|
 |
Technical Analysis, Studies, Indicators:
VIX, VXN and VXO Volatility Indexes
Back to the List of
Studies
The VIX (CBOE Volatility Index) is based on the S&P 500 stock
index option prices and measures the market expectations of near-term
volatility. The VIX has been introduced in 1993. VIX is considered an indicator
of investor sentiment and market volatility.
The VXN (CBOE NASDAQ Volatility Index) and VXO (CBOE Volatility Index) are other
volatility indexes. VXN is based on the NASDAQ 100 index (NDX) options.

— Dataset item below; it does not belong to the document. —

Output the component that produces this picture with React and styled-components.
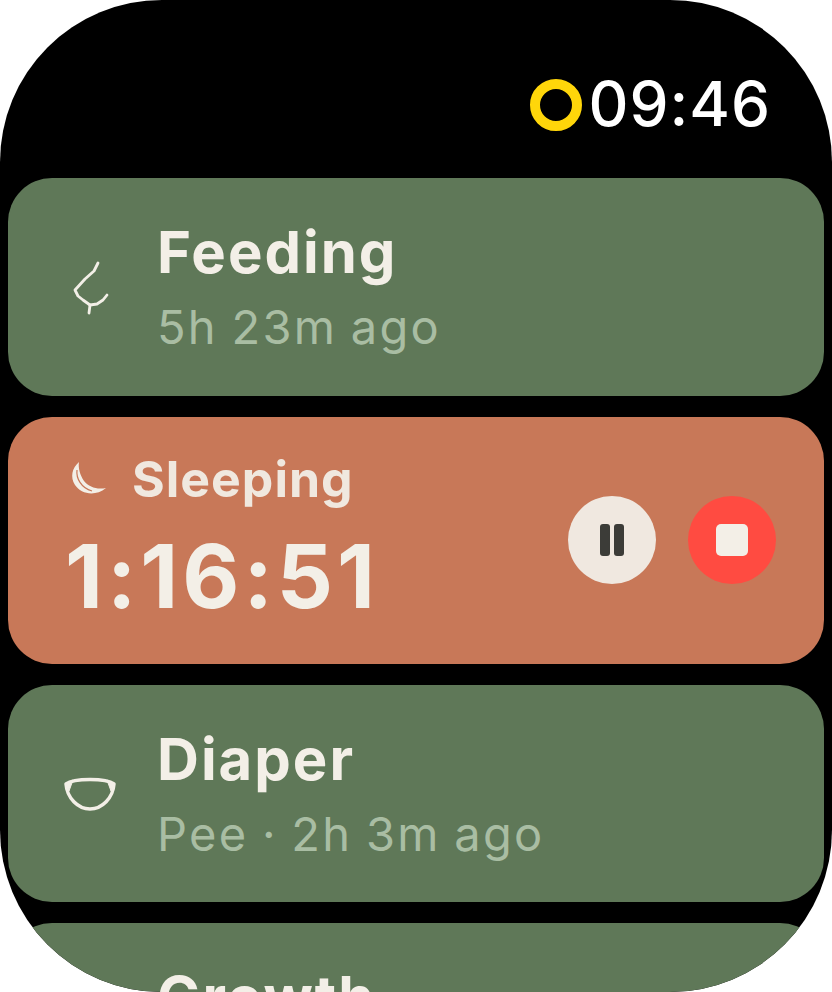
import React from "react"
import styled, { createGlobalStyle } from "styled-components"

const GlobalStyle = createGlobalStyle`
  html, body {
    margin: 0;
    padding: 0;
    background: #fff;
    font-family: Inter, "Liberation Sans", sans-serif;
  }
`

const Screen = styled.div`
  width: 832px;
  height: 992px;
  box-sizing: border-box;
  padding: 0 8px;
  background: #000;
  border-radius: 162px;
  overflow: hidden;
`

const StatusBar = styled.header`
  height: 178px;
  box-sizing: border-box;
  padding: 71px 53px 0 0;
  display: flex;
  justify-content: flex-end;
  align-items: flex-start;
  gap: 6px;
`

const Ring = styled.span`
  width: 52px;
  height: 52px;
  margin-top: 8px;
  box-sizing: border-box;
  border: 10px solid #ffd60a;
  border-radius: 50%;
`

const Clock = styled.span`
  font-size: 62px;
  line-height: 66px;
  font-weight: 500;
  letter-spacing: 1px;
  color: #fff;
`

const List = styled.div`
  display: flex;
  flex-direction: column;
  gap: 21px;
`

const Card = styled.section`
  height: 217.5px;
  flex: none;
  box-sizing: border-box;
  padding-left: 50px;
  display: flex;
  background: #5f7858;
  border-radius: 44px;
`

const IconSlot = styled.div`
  width: 64px;
  height: 64px;
  flex: none;
  align-self: center;
  margin-right: 36px;
`

const CardText = styled.div`
  padding-top: 41px;
  margin-left: -1px;
`

const Title = styled.div`
  font-size: 58px;
  line-height: 66px;
  font-weight: 650;
  letter-spacing: 2px;
  color: #f3efe7;
`

const Subtitle = styled.div`
  margin-top: 14px;
  font-size: 47px;
  line-height: 56px;
  letter-spacing: 2.3px;
  word-spacing: -2px;
  color: #a9bda3;
`

const ActiveCard = styled.section`
  height: 247px;
  flex: none;
  box-sizing: border-box;
  padding: 0 48px 1px 57px;
  display: flex;
  justify-content: space-between;
  align-items: center;
  background: #c87858;
  border-radius: 44px;
`

const ActiveInfo = styled.div`
  padding-bottom: 5px;
`

const ActiveLabel = styled.div`
  display: flex;
  align-items: center;
  gap: 26px;
  padding-left: 5px;
  font-size: 50px;
  line-height: 60px;
  font-weight: 650;
  letter-spacing: 1px;
  color: #f0e8df;
`

const Timer = styled.div`
  margin-top: 17px;
  font-size: 88px;
  line-height: 100px;
  font-weight: 650;
  letter-spacing: 4px;
  color: #f3efe7;
`

const Controls = styled.div`
  display: flex;
  gap: 32px;
`

const RoundButton = styled.button`
  width: 88px;
  height: 88px;
  padding: 0;
  border: 0;
  border-radius: 50%;
  display: flex;
  align-items: center;
  justify-content: center;
  gap: 4px;
  background: ${(p) => (p.$danger ? "#ff4b41" : "#f0e8e0")};
`

const PauseBar = styled.span`
  width: 10px;
  height: 32px;
  border-radius: 3px;
  background: #3c3c38;
`

const StopSquare = styled.span`
  width: 32px;
  height: 32px;
  border-radius: 5px;
  background: #f3efe7;
`

const BreastIcon = () => (
  <svg width="64" height="64" viewBox="0 0 64 64" fill="none" stroke="#f3efe7" strokeWidth="2.8" strokeLinecap="round" strokeLinejoin="round">
    <path d="M40 8 L36 16 L27 24 L17 35 L20 41 L25 45 L32 50 L39 49 L45 45 L49 40" />
    <path d="M32 50 L31 58" />
  </svg>
)

const MoonIcon = () => (
  <svg width="36" height="36" viewBox="0 0 36 36">
    <path d="M9 1 C2 7 0 16 5 24 C11 33 25 36 36 27 C27 29 19 26 14 20 C10 14 8 7 9 1Z" fill="#f3efe7" />
    <path d="M7 9 C6 17 11 27 22 30" fill="none" stroke="#c87858" strokeWidth="1.2" />
  </svg>
)

const DiaperIcon = () => (
  <svg width="64" height="64" viewBox="0 0 64 64" fill="none" stroke="#f3efe7" strokeWidth="3.5" strokeLinejoin="round">
    <path d="M8 23 C16 17 48 17 56 23 C55 37 44 48 32 48 C20 48 9 37 8 23Z" />
    <path d="M8 23 L15 19 L11 30Z M56 23 L49 19 L53 30Z" fill="#f3efe7" strokeWidth="1" />
  </svg>
)

const App = () => {
  return (
    <>
      <GlobalStyle />
      <Screen>
        <StatusBar>
          <Ring />
          <Clock>09:46</Clock>
        </StatusBar>
        <List>
          <Card>
            <IconSlot><BreastIcon /></IconSlot>
            <CardText>
              <Title>Feeding</Title>
              <Subtitle>5h 23m ago</Subtitle>
            </CardText>
          </Card>
          <ActiveCard>
            <ActiveInfo>
              <ActiveLabel><MoonIcon />Sleeping</ActiveLabel>
              <Timer>1:16:51</Timer>
            </ActiveInfo>
            <Controls>
              <RoundButton aria-label="Pause">
                <PauseBar />
                <PauseBar />
              </RoundButton>
              <RoundButton $danger aria-label="Stop">
                <StopSquare />
              </RoundButton>
            </Controls>
          </ActiveCard>
          <Card>
            <IconSlot><DiaperIcon /></IconSlot>
            <CardText>
              <Title>Diaper</Title>
              <Subtitle>Pee · 2h 3m ago</Subtitle>
            </CardText>
          </Card>
          <Card>
            <IconSlot />
            <CardText>
              <Title>Growth</Title>
            </CardText>
          </Card>
        </List>
      </Screen>
    </>
  )
}

export default App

VXO is based on the S&P 100
index (OEX) options. Until 2003, the VIX index
calculation was based on the CBOE S&P 100 index (OEX). With the introduction of
the new and revised, more robust calculation methodology, the underlying index
was changed to the CBOE S&P 500 Index options (SPX). Yet, the CBOE has made a
decision to continue calculating volatility index based on the S&P 100 under the
new ticker - VXO volatility index.
The high volatility index value indicates the increased panic in the
stock
market. At the same time the low volatility index would indicate more stability
in the market.
Chart 1: VIX, VXN, VXO and S&P 500

The volatility indexes are used in trading systems to trade
underlying options and futures (VIX options and futures,
S&P 500 options ...) as
well as a measurement of the market sentiment in the
trading systems based on
the index analysis.
In some cases, traders use volatility indexes to analyze the overall sentiment
for equity options rather than for the whole stock market. However, in many
cases the relationship of the VIX/VXN/VXO to equity options can be easily
overstated simply because different dynamics drive the volatility of the S&P 500
index options and individual equity options, and the two can often be
uncorrelated. For instance, technology stocks are usually more volatile than the
utility stocks and to use the VIX to represent the volatility of stock from
these two sectors could be overly simplistic.